High efficiency broadband parametric amplification assisted by second harmonic generation

In typical scenarios, quadratic nonlinear processes such as second harmonic generation (SHG) and sum frequency generation (SFG) that accompany optical parametric amplification (OPA) are often considered unfavorable parasitic effects. These effects can lead to a reduction in energy conversion efficiency during OPA. In this study, we demonstrate an approach to enhance OPA efficiency by eliminating the signal pulse through SHG in a simple collinear geometry while maintaining a broadband output using a femtosecond pump laser.

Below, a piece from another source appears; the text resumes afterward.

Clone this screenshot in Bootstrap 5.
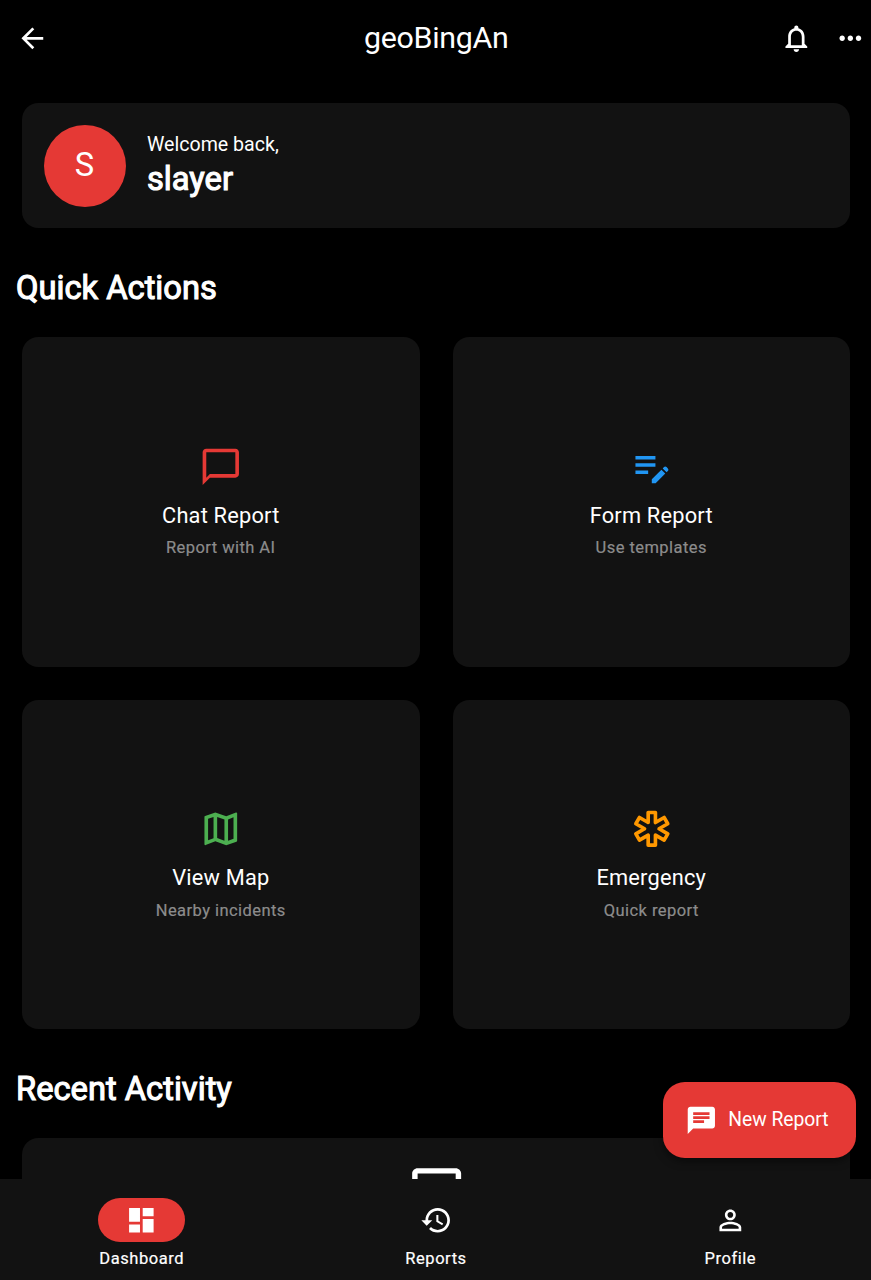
<!DOCTYPE html>
<html lang="en">
<head>
<meta charset="utf-8">
<meta name="viewport" content="width=device-width, initial-scale=1">
<title>geoBingAn</title>
<link href="https://cdn.jsdelivr.net/npm/bootstrap@5.3.0/dist/css/bootstrap.min.css" rel="stylesheet">
<style>
body{background:#000;color:#fff;font-family:Roboto,sans-serif;height:1280px;overflow:hidden}
svg{fill:currentColor;display:block;flex:none}
.ic{width:32.7px;height:32.7px}
.ic-lg{width:43.6px;height:43.6px;position:relative;left:.4px;top:.5px}
.topbar{height:76px;padding:0 4.5px 0 16px}
.app-title{font-size:30.4px;line-height:36px;letter-spacing:-.33px;padding-bottom:1px}
.side{width:110px}
.side-end{width:120px;gap:21.5px}
.content{padding:27px 21px 0 22px}
.panel{background:#121212;border-radius:16.5px}
.welcome{height:125px;padding:0 21.5px;gap:21.5px}
.avatar{width:82px;height:82px;background:#e53935;font-size:32.7px;padding-top:1px}
.hello{font-size:19.6px;line-height:27px;padding-top:1px}
.strong-title{font-size:32.7px;line-height:44px;-webkit-text-stroke:1.1px #fff;margin:0;font-weight:400}
.section-title{margin:38px 0 27px -6px}
.actions{display:grid;grid-template-columns:1fr 1fr;gap:33px}
.action{height:329.5px}
.action-name{font-size:21.8px;line-height:33px;letter-spacing:.2px;margin-top:11px}
.action-note{font-size:16.5px;line-height:22px;letter-spacing:.44px;color:#8c8c8c;-webkit-text-stroke:.2px #8c8c8c;margin-top:5.6px}
.bottom{height:101px;background:#121212}
.tab{width:294.3px;padding-top:19px;padding-left:1px}
.pill{width:87px;height:44px}
.pill.on{background:#e53935}
.tab-label{font-size:16.5px;line-height:22px;letter-spacing:.55px;margin-top:5.6px;-webkit-text-stroke:.2px #fff}
.fab{right:15px;top:1081.5px;width:193px;height:76px;border-radius:21.8px;background:#e53935;box-shadow:0 3px 8px rgba(0,0,0,.5);gap:10.5px;padding:1px 0 0 22px;font-size:19.3px}
.title-sm-gap{margin-top:-.5px}
</style>
</head>
<body class="d-flex flex-column position-relative">
<header class="topbar d-flex align-items-center justify-content-between flex-shrink-0">
  <div class="side"><svg class="ic" viewBox="0 0 24 24"><path d="M20 11H7.83l5.59-5.59L12 4l-8 8 8 8 1.41-1.41L7.83 13H20v-2z"/></svg></div>
  <div class="app-title">geoBingAn</div>
  <div class="side-end d-flex justify-content-end">
    <svg class="ic" viewBox="0 0 24 24"><path d="M12 22c1.1 0 2-.9 2-2h-4c0 1.1.9 2 2 2zm6-6v-5c0-3.07-1.63-5.64-4.5-6.32V4c0-.83-.67-1.5-1.5-1.5s-1.5.67-1.5 1.5v.68C7.64 5.36 6 7.92 6 11v5l-2 2v1h16v-1l-2-2zm-2 1H8v-6c0-2.48 1.51-4.5 4-4.5s4 2.02 4 4.5v6z"/></svg>
    <svg class="ic" viewBox="0 0 24 24"><path d="M6 10c-1.1 0-2 .9-2 2s.9 2 2 2 2-.9 2-2-.9-2-2-2zm12 0c-1.1 0-2 .9-2 2s.9 2 2 2 2-.9 2-2-.9-2-2-2zm-6 0c-1.1 0-2 .9-2 2s.9 2 2 2 2-.9 2-2-.9-2-2-2z"/></svg>
  </div>
</header>

<main class="content flex-grow-1 overflow-hidden">
  <section class="panel welcome d-flex align-items-center">
    <div class="avatar rounded-circle d-flex align-items-center justify-content-center">S</div>
    <div>
      <div class="hello">Welcome back,</div>
      <div class="strong-title title-sm-gap">slayer</div>
    </div>
  </section>

  <h2 class="strong-title section-title">Quick Actions</h2>
  <div class="actions">
    <div class="panel action d-flex flex-column align-items-center justify-content-center">
      <svg class="ic-lg" style="color:#e53935" viewBox="0 0 24 24"><path d="M20 2H4c-1.1 0-2 .9-2 2v18l4-4h14c1.1 0 2-.9 2-2V4c0-1.1-.9-2-2-2zm0 14H6l-2 2V4h16v12z"/></svg>
      <div class="action-name">Chat Report</div>
      <div class="action-note">Report with AI</div>
    </div>
    <div class="panel action d-flex flex-column align-items-center justify-content-center">
      <svg class="ic-lg" style="color:#2196f3" viewBox="0 0 24 24"><path d="M3 10h11v2H3v-2zm0-2h11V6H3v2zm0 8h7v-2H3v2zm15.01-3.13.71-.71c.39-.39 1.02-.39 1.41 0l.71.71c.39.39.39 1.02 0 1.41l-.71.71-2.12-2.12zm-.71.71-5.3 5.3V21h2.12l5.3-5.3-2.12-2.12z"/></svg>
      <div class="action-name">Form Report</div>
      <div class="action-note">Use templates</div>
    </div>
    <div class="panel action d-flex flex-column align-items-center justify-content-center">
      <svg class="ic-lg" style="color:#4caf50" viewBox="0 0 24 24"><path d="M20.5 3l-.16.03L15 5.1 9 3 3.36 4.9c-.21.07-.36.25-.36.48V20.5c0 .28.22.5.5.5l.16-.03L9 18.9l6 2.1 5.64-1.9c.21-.07.36-.25.36-.48V3.5c0-.28-.22-.5-.5-.5zM10 5.47l4 1.4v11.66l-4-1.4V5.47zm-5 .99l3-1.01v11.7l-3 1.16V6.46zm14 11.08l-3 1.01V6.86l3-1.16v11.84z"/></svg>
      <div class="action-name">View Map</div>
      <div class="action-note">Nearby incidents</div>
    </div>
    <div class="panel action d-flex flex-column align-items-center justify-content-center">
      <svg class="ic-lg" style="color:#ff9800" viewBox="0 0 24 24"><path fill="none" stroke="currentColor" stroke-width="2" stroke-linejoin="round" d="M20.79 9.23l-2-3.46L14 8.54V3h-4v5.54L5.21 5.77l-2 3.46L8 12l-4.79 2.77 2 3.46L10 15.46V21h4v-5.54l4.79 2.77 2-3.46L16 12z"/></svg>
      <div class="action-name">Emergency</div>
      <div class="action-note">Quick report</div>
    </div>
  </div>

  <h2 class="strong-title section-title">Recent Activity</h2>
  <section class="panel d-flex justify-content-center" style="padding:21.5px 21px 22px 22px">
    <svg width="65.3" height="65.3" viewBox="0 0 24 24"><path d="M19 3H5c-1.1 0-2 .9-2 2v14c0 1.1.9 2 2 2h14c1.1 0 2-.9 2-2V5c0-1.1-.9-2-2-2zm0 16H5v-3h3.56c.69 1.19 1.97 2 3.45 2s2.75-.81 3.45-2H19v3zm0-5h-4.99c0 1.1-.9 2-2 2s-2-.9-2-2H5V5h14v9z"/></svg>
  </section>
</main>

<nav class="bottom d-flex justify-content-center flex-shrink-0">
  <div class="tab d-flex flex-column align-items-center flex-shrink-0">
    <div class="pill on rounded-pill d-flex align-items-center justify-content-center"><svg class="ic" viewBox="0 0 24 24"><path d="M3 13h8V3H3v10zm0 8h8v-6H3v6zm10 0h8V11h-8v10zm0-18v6h8V3h-8z"/></svg></div>
    <div class="tab-label">Dashboard</div>
  </div>
  <div class="tab d-flex flex-column align-items-center flex-shrink-0">
    <div class="pill d-flex align-items-center justify-content-center"><svg class="ic" viewBox="0 0 24 24"><path d="M13 3c-4.97 0-9 4.03-9 9H1l3.89 3.89.07.14L9 12H6c0-3.87 3.13-7 7-7s7 3.13 7 7-3.13 7-7 7c-1.93 0-3.68-.79-4.94-2.06l-1.42 1.42C8.27 19.99 10.51 21 13 21c4.97 0 9-4.03 9-9s-4.03-9-9-9zm-1 5v5l4.28 2.54.72-1.21-3.5-2.08V8H12z"/></svg></div>
    <div class="tab-label">Reports</div>
  </div>
  <div class="tab d-flex flex-column align-items-center flex-shrink-0">
    <div class="pill d-flex align-items-center justify-content-center"><svg class="ic" viewBox="0 0 24 24"><path d="M12 5.9c1.16 0 2.1.94 2.1 2.1s-.94 2.1-2.1 2.1S9.9 9.16 9.9 8s.94-2.1 2.1-2.1m0 9c2.97 0 6.1 1.46 6.1 2.1v1.1H5.9V17c0-.64 3.13-2.1 6.1-2.1M12 4C9.79 4 8 5.79 8 8s1.79 4 4 4 4-1.79 4-4-1.79-4-4-4zm0 9c-2.67 0-8 1.34-8 4v3h16v-3c0-2.66-5.33-4-8-4z"/></svg></div>
    <div class="tab-label">Profile</div>
  </div>
</nav>

<button type="button" class="fab position-absolute border-0 text-white d-flex align-items-center">
  <svg class="ic" viewBox="0 0 24 24"><path d="M20 2H4c-1.1 0-1.99.9-1.99 2L2 22l4-4h14c1.1 0 2-.9 2-2V4c0-1.1-.9-2-2-2zM6 9h12v2H6V9zm8 5H6v-2h8v2zm4-6H6V6h12v2z"/></svg>
  <span>New Report</span>
</button>
<script src="https://cdn.jsdelivr.net/npm/bootstrap@5.3.0/dist/js/bootstrap.bundle.min.js"></script>
</body>
</html>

The complete setup features a three-stage OPA system, with the final stage employing a hybrid OPA-SHG process that effectively suppresses back conversion, achieving up to 60.8 % pump depletion and 26.2 % pump-to-idler energy conversion, resulting in an idler energy of 0.97 mJ. By harnessing the capabilities of a broadband femtosecond pump and Type-I phase matching to enhance phase-matched bandwidth, we generated a 1.85-μm idler pulse with a near-transform-limited (TL) duration of 33.5 fs through compression in a silicon window. Furthermore, we maintained excellent beam quality and output power stability, with only 0.23 % root mean square (RMS) fluctuations over the course of one hour. This mid-IR laser source, operating at the millijoule (mJ) level and characterized by its high beam quality, is exceptionally well-suited for advancing attosecond and strong-field research.